This summer our Orlando factory has been humming with production of bathroom pods bound for hotels throughout the U.S.
Back in the spring, real estate experts predicted 2017 would be a strong year for hospitality construction, with potential declines in 2018. As we move into Q4, let’s take an early look at how the market is shaping up for 2018.
As the old joke goes, ask 10 economists a question and you’ll get 11 opinions.
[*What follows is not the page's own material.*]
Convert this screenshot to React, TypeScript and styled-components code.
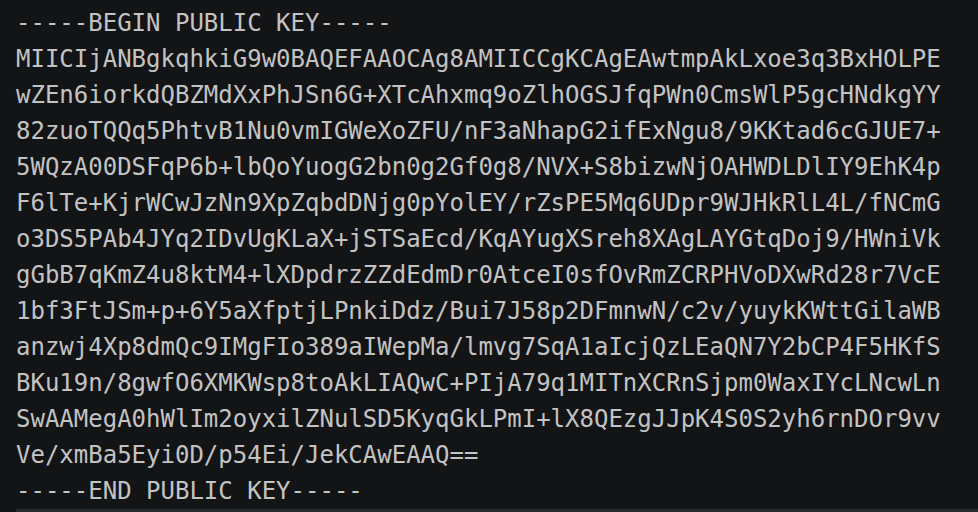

Yet, despite variability in the specific forecasts, the trend shaping up for the coming year is moderate growth compared to 2017.
CBRE sums this point up with its prediction from August that, “The U.S. lodging industry will enjoy continued growth in all major metrics in 2018, albeit at a slower pace [than 2017].”
AIA chief economist Kermit Baker predicts hotel construction will remain positive – with spending up 2.4% over 2017, compared to 2017’s more robust increase of 6.1% over 2016. For the overall construction market, Baker sees headwinds from the Fed tightening interest rates, higher building materials costs and continuing tight skilled labor supply.
FMI forecasts a similar moderation in growth for the coming year, with the value of hotel construction tapering to 4% growth in 2018 versus 6% in 2017.
From our perspective, the 2018 hotel market for pre-fab construction is looking solid, especially as Marriott International’s expanded modular construction initiative translates into orders for product.